With this much of Schrag’s thesis, Murray would surely agree. Yet the words he puts into the mouths of his black spokesmen raise grave doubts that they would accept this much pluralism or variety in life, or that a middle-class black would be likely to want to be anything but a WASP under the skin—even though many middle-class blacks do not, in the event, turn out so. Murray, for example, observes in his chapter on the new Atlanta:

At midnight you sit looking out over Atlanta from Polaris, the revolving cocktail lounge above the Regency Hyatt House, thinking of things you could have added to what you said to Joe Cumming about measuring revolutionary change. Item: The most fundamental revolutionary changes begin not at the bottom with the so-called masses but at the very top. The place to look for such change is in the centers of power and prestige. Are there any highly qualified but erstwhile excluded people at the conference tables—where policies are made? Are there any in the restaurants, the cocktail lounges, drawing rooms, ballrooms, where the deals and achievements are celebrated? Those, as any competent student of social change should know, are the revolutionary questions.

Oh, shit. I do not mean to put black people down for wanting to drink in the revolving cocktail lounge atop the Regency Hyatt House in Atlanta. But it seems late to make this sort of mistake about American society itself, and suggests that what Mr. Murray wants so very much to rectify is not, in fact, what has now come to be wrong. For I am sure that it is Mr. Schrag who is correct in observing, in his final paragraph:

America is not on the verge of becoming two separate societies, one rich and white, the other poor and black. It is becoming, in all its dreams and anxieties, a nation of outsiders for whom no single style or ethic remains possible.
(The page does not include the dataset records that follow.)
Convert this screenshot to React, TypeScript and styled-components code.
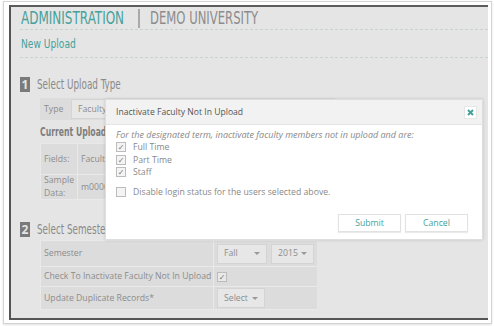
import React from 'react';
import styled, { createGlobalStyle } from 'styled-components';

const GlobalStyle = createGlobalStyle`
  html, body {
    margin: 0;
    padding: 0;
    background: #fff;
  }
  body {
    font-family: 'Open Sans', 'DejaVu Sans', sans-serif;
  }
`;

const TEAL = '#45a19b';

// narrow headline face: condensed DejaVu squeezed a bit more
const Cond = styled.span<{ $w: number; $scale: number; $color: string; $bold?: boolean }>`
  display: inline-block;
  width: ${(p) => p.$w}px;
  white-space: nowrap;
  font-family: 'DejaVu Sans Condensed', 'DejaVu Sans', sans-serif;
  font-weight: ${(p) => (p.$bold ? 'bold' : 'normal')};
  color: ${(p) => p.$color};

  & > span {
    display: inline-block;
    transform: scaleX(${(p) => p.$scale});
    transform-origin: left center;
  }
`;

const Page = styled.div`
  box-sizing: border-box;
  width: 494px;
  height: 326px;
  padding: 1px 2px 2px 3px;
`;

const Paper = styled.div`
  box-sizing: border-box;
  height: 100%;
  border: 1px solid #d4d4d4;
  box-shadow: 0 1px 2px rgba(0, 0, 0, 0.12);
  padding: 3px 3px 3px 5px;
`;

const Screen = styled.div`
  box-sizing: border-box;
  position: relative;
  height: 100%;
  overflow: hidden;
  background: #e5e5e5;
  border-left: 2px solid #555;
  border-top: 2px solid #5c5c5c;
  border-bottom: 2px solid #555;
`;

const Header = styled.div`
  display: flex;
  align-items: center;
  height: 22px;
  margin-left: 9px;
  padding-left: 1px;
  border-bottom: 1px dashed #c6d3d1;
  font-size: 17px;
`;

const Divider = styled.span`
  width: 2px;
  height: 19px;
  background: #a9a9a9;
  margin: 0 10px 0 14px;
`;

const SubHeader = styled.div`
  display: flex;
  align-items: center;
  height: 27px;
  margin-left: 9px;
  padding-left: 1px;
  border-bottom: 1px dashed #c6d3d1;
  font-size: 13px;
`;

const Section = styled.div<{ $top: number }>`
  margin: ${(p) => p.$top}px 0 0 9px;
`;

const SectionTitle = styled.div`
  display: flex;
  align-items: center;
  gap: 7px;
  font-size: 14px;
`;

const Badge = styled.span`
  display: flex;
  align-items: center;
  justify-content: center;
  width: 10px;
  height: 15px;
  background: #7a7a7a;
  color: #e5e5e5;
  font-weight: bold;
  font-size: 12px;
`;

const SectionBody = styled.div`
  margin-left: 20px;
`;

const TypeRow = styled.div`
  display: flex;
  align-items: center;
  width: 295px;
  height: 22px;
  margin-top: 6px;
  padding: 2px;
  box-sizing: border-box;
  background: #dcdcdc;
  font-size: 8.7px;
  color: #8c8c8c;
`;

const TypeLabel = styled.span`
  width: 27px;
  padding-left: 2px;
`;

const Select = styled.span<{ $w?: number }>`
  display: flex;
  align-items: center;
  justify-content: space-between;
  box-sizing: border-box;
  height: 20px;
  width: ${(p) => (p.$w ? `${p.$w}px` : 'auto')};
  flex: ${(p) => (p.$w ? 'none' : '1')};
  padding: 0 6px;
  background: #e7e7e7;
  border: 1px solid #d4d4d4;
  color: #8c8c8c;
  font-size: 8.7px;
`;

const Caret = styled.span`
  width: 0;
  height: 0;
  border-left: 3px solid transparent;
  border-right: 3px solid transparent;
  border-top: 3px solid #999;
`;

const SubTitle = styled.div`
  margin-top: 3px;
  font-size: 13px;
  line-height: 16px;
`;

const Grid = styled.div<{ $cols: string; $rows: string; $w: number; $top: number }>`
  display: grid;
  grid-template-columns: ${(p) => p.$cols};
  grid-template-rows: ${(p) => p.$rows};
  width: ${(p) => p.$w}px;
  gap: 1px;
  padding: 1px;
  box-sizing: border-box;
  background: #e9e9e9;
  margin-top: ${(p) => p.$top}px;
`;

const Cell = styled.div`
  display: flex;
  align-items: center;
  gap: 4px;
  padding: 0 3px;
  background: #dcdcdc;
  color: #8c8c8c;
  font-size: 8.7px;
  line-height: 13px;
  white-space: nowrap;
  overflow: hidden;
`;

const Box = styled.span<{ $light?: boolean }>`
  display: inline-flex;
  align-items: center;
  justify-content: center;
  box-sizing: border-box;
  width: 10px;
  height: 10px;
  flex: none;
  border: 1px solid #bcbcbc;
  background: ${(p) => (p.$light ? '#f4f4f4' : '#e9e9e9')};
  color: #777;
  font-size: 8px;
  line-height: 1;
`;

const Modal = styled.div`
  position: absolute;
  left: 94px;
  top: 92px;
  width: 378px;
  height: 141px;
  box-sizing: border-box;
  background: #fff;
  border: 1px solid #dedede;
  box-shadow: 0 0 3px rgba(0, 0, 0, 0.15);
`;

const ModalHeader = styled.div`
  display: flex;
  align-items: center;
  justify-content: space-between;
  height: 24px;
  padding: 0 5px 0 10px;
  background: #f2f2f2;
  border-bottom: 1px solid #e4e4e4;
  font-size: 8.6px;
  color: #555;
`;

const Close = styled.span`
  display: flex;
  align-items: center;
  justify-content: center;
  width: 11px;
  height: 11px;
  background: #fff;
  border: 1px solid #e6e6e6;
`;

const ModalBody = styled.div`
  padding: 3px 10px 0;
  font-size: 8.7px;
  color: #888;
`;

const Intro = styled.div`
  font-style: italic;
  font-size: 9px;
  line-height: 13px;
`;

const CheckRow = styled.label<{ $gap?: number }>`
  display: flex;
  align-items: center;
  gap: 7px;
  height: 12.5px;
  margin-top: ${(p) => p.$gap ?? 0}px;
`;

const Footer = styled.div`
  display: flex;
  justify-content: flex-end;
  gap: 4px;
  padding: 16px 14px 0 0;
`;

const Button = styled.span`
  display: flex;
  align-items: center;
  justify-content: center;
  width: 63px;
  height: 18px;
  box-sizing: border-box;
  border: 1px solid #e2e2e2;
  box-shadow: 0 1px 1px rgba(0, 0, 0, 0.08);
  color: ${TEAL};
  font-size: 8.7px;
`;

const Check = () => <Box $light>✓</Box>;

const App = (): JSX.Element => (
  <Page>
    <GlobalStyle />
    <Paper>
      <Screen>
        <Header>
          <Cond $w={103} $scale={0.785} $color={TEAL}>
            <span>ADMINISTRATION</span>
          </Cond>
          <Divider />
          <Cond $w={110} $scale={0.76} $color="#8c8c8c">
            <span>DEMO UNIVERSITY</span>
          </Cond>
        </Header>
        <SubHeader>
          <Cond $w={56} $scale={0.78} $color={TEAL}>
            <span>New Upload</span>
          </Cond>
        </SubHeader>

        <Section $top={18}>
          <SectionTitle>
            <Badge>1</Badge>
            <Cond $w={84} $scale={0.7} $color="#8a8a8a">
              <span>Select Upload Type</span>
            </Cond>
          </SectionTitle>
          <SectionBody>
            <TypeRow>
              <TypeLabel>Type</TypeLabel>
              <Select>Faculty</Select>
            </TypeRow>
            <SubTitle>
              <Cond $w={72} $scale={0.66} $color="#7e7e7e" $bold>
                <span>Current Upload</span>
              </Cond>
            </SubTitle>
            <Grid $cols="36px 1fr" $rows="30px 24px" $w={295} $top={3}>
              <Cell>Fields:</Cell>
              <Cell>Faculty</Cell>
              <Cell>
                Sample
                <br />
                Data:
              </Cell>
              <Cell>m0000</Cell>
            </Grid>
          </SectionBody>
        </Section>

        <Section $top={21}>
          <SectionTitle>
            <Badge>2</Badge>
            <Cond $w={80} $scale={0.7} $color="#8a8a8a">
              <span>Select Semester</span>
            </Cond>
          </SectionTitle>
          <SectionBody>
            <Grid $cols="172px 103px" $rows="25px 19px 22px" $w={277} $top={3}>
              <Cell>Semester</Cell>
              <Cell>
                <Select $w={50}>
                  Fall <Caret />
                </Select>
                <Select $w={43}>
                  2015 <Caret />
                </Select>
              </Cell>
              <Cell>Check To Inactivate Faculty Not In Upload</Cell>
              <Cell>
                <Box>✓</Box>
              </Cell>
              <Cell>Update Duplicate Records*</Cell>
              <Cell>
                <Select $w={48}>
                  Select <Caret />
                </Select>
              </Cell>
            </Grid>
          </SectionBody>
        </Section>

        <Modal>
          <ModalHeader>
            Inactivate Faculty Not In Upload
            <Close>
              <svg width="7" height="7" viewBox="0 0 7 7">
                <path d="M1 1L6 6M6 1L1 6" stroke={TEAL} strokeWidth="2" />
              </svg>
            </Close>
          </ModalHeader>
          <ModalBody>
            <Intro>For the designated term, inactivate faculty members not in upload and are:</Intro>
            <CheckRow>
              <Check /> Full Time
            </CheckRow>
            <CheckRow>
              <Check /> Part Time
            </CheckRow>
            <CheckRow>
              <Check /> Staff
            </CheckRow>
            <CheckRow $gap={7}>
              <Box $light /> Disable login status for the users selected above.
            </CheckRow>
          </ModalBody>
          <Footer>
            <Button>Submit</Button>
            <Button>Cancel</Button>
          </Footer>
        </Modal>
      </Screen>
    </Paper>
  </Page>
);

export default App;
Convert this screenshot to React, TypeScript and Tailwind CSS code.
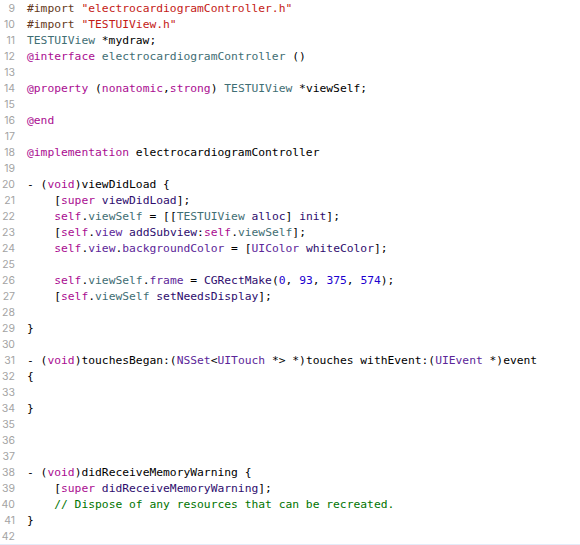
import React from 'react';

type Tok = [string, string?];

// xcode default light theme
const K = 'text-[#aa0d91]';
const S = 'text-[#c41a16]';
const P = 'text-[#643820]';
const T = 'text-[#3f6e74]';
const O = 'text-[#5c2699]';
const M = 'text-[#2e0d6e]';
const N = 'text-[#1c00cf]';
const C = 'text-[#007400]';

const lines: Tok[][] = [
  [['#import ', P], ['"electrocardiogramController.h"', S]],
  [['#import ', P], ['"TESTUIView.h"', S]],
  [['TESTUIView', T], [' *mydraw;']],
  [['@interface', K], [' '], ['electrocardiogramController', T], [' ()']],
  [],
  [['@property', K], [' ('], ['nonatomic', K], [','], ['strong', K], [') '], ['TESTUIView', T], [' *viewSelf;']],
  [],
  [['@end', K]],
  [],
  [['@implementation', K], [' electrocardiogramController']],
  [],
  [['- ('], ['void', K], [')viewDidLoad {']],
  [['    ['], ['super', K], [' '], ['viewDidLoad', M], ['];']],
  [['    '], ['self', K], ['.'], ['viewSelf', T], [' = [['], ['TESTUIView', T], [' '], ['alloc', M], ['] '], ['init', M], ['];']],
  [['    ['], ['self', K], ['.'], ['view', O], [' '], ['addSubview', M], [':'], ['self', K], ['.'], ['viewSelf', T], ['];']],
  [['    '], ['self', K], ['.'], ['view', O], ['.'], ['backgroundColor', O], [' = ['], ['UIColor', O], [' '], ['whiteColor', M], ['];']],
  [],
  [['    '], ['self', K], ['.'], ['viewSelf', T], ['.'], ['frame', O], [' = '], ['CGRectMake', M], ['('], ['0', N], [', '], ['93', N], [', '], ['375', N], [', '], ['574', N], [');']],
  [['    ['], ['self', K], ['.'], ['viewSelf', T], [' '], ['setNeedsDisplay', M], ['];']],
  [],
  [['}']],
  [],
  [['- ('], ['void', K], [')touchesBegan:('], ['NSSet', O], ['<'], ['UITouch', O], [' *> *)touches withEvent:('], ['UIEvent', O], [' *)event']],
  [['{']],
  [],
  [['}']],
  [],
  [],
  [],
  [['- ('], ['void', K], [')didReceiveMemoryWarning {']],
  [['    ['], ['super', K], [' '], ['didReceiveMemoryWarning', M], ['];']],
  [['    '], ['// Dispose of any resources that can be recreated.', C]],
  [['}']],
  [],
];

export default function App() {
  return (
    <div className="w-[580px] h-[545px] bg-white overflow-hidden border-b border-[#e4ebf8]">
      <div className="pt-px">
        {lines.map((toks, i) => (
          <div key={i} className="flex h-4 items-center">
            <span className="w-[15px] shrink-0 text-right text-[10.5px] text-[#a3a3a3] font-['Inter',sans-serif]">
              {i + 9}
            </span>
            <span className="ml-3 whitespace-pre text-[11.3px] text-black font-['DejaVu_Sans_Mono',monospace]">
              {toks.map(([t, c], j) => (
                <span key={j} className={c}>{t}</span>
              ))}
            </span>
          </div>
        ))}
      </div>
    </div>
  );
}
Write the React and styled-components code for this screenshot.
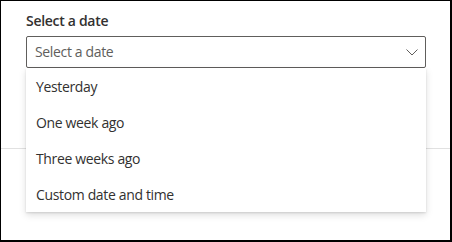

All sorts of pressures will be applied to force the country together—through the economy, the media, the common necessity to reestablish control over our lives and our technology, and through the police. But there is a growing necessity to preserve and enlarge the place apart, to reestablish the legitimacy of the things a man can call his own; not the goods of plastic, not the future of anonymity, but the privileges of being intrinsic, the integrity of place, the ability to love and create in the present, the gratifications of immediate expression and engagement, and the ability to live where one feels most at home.

The last phrase seems especially important; and the Regency Hyatt House is not a very old place.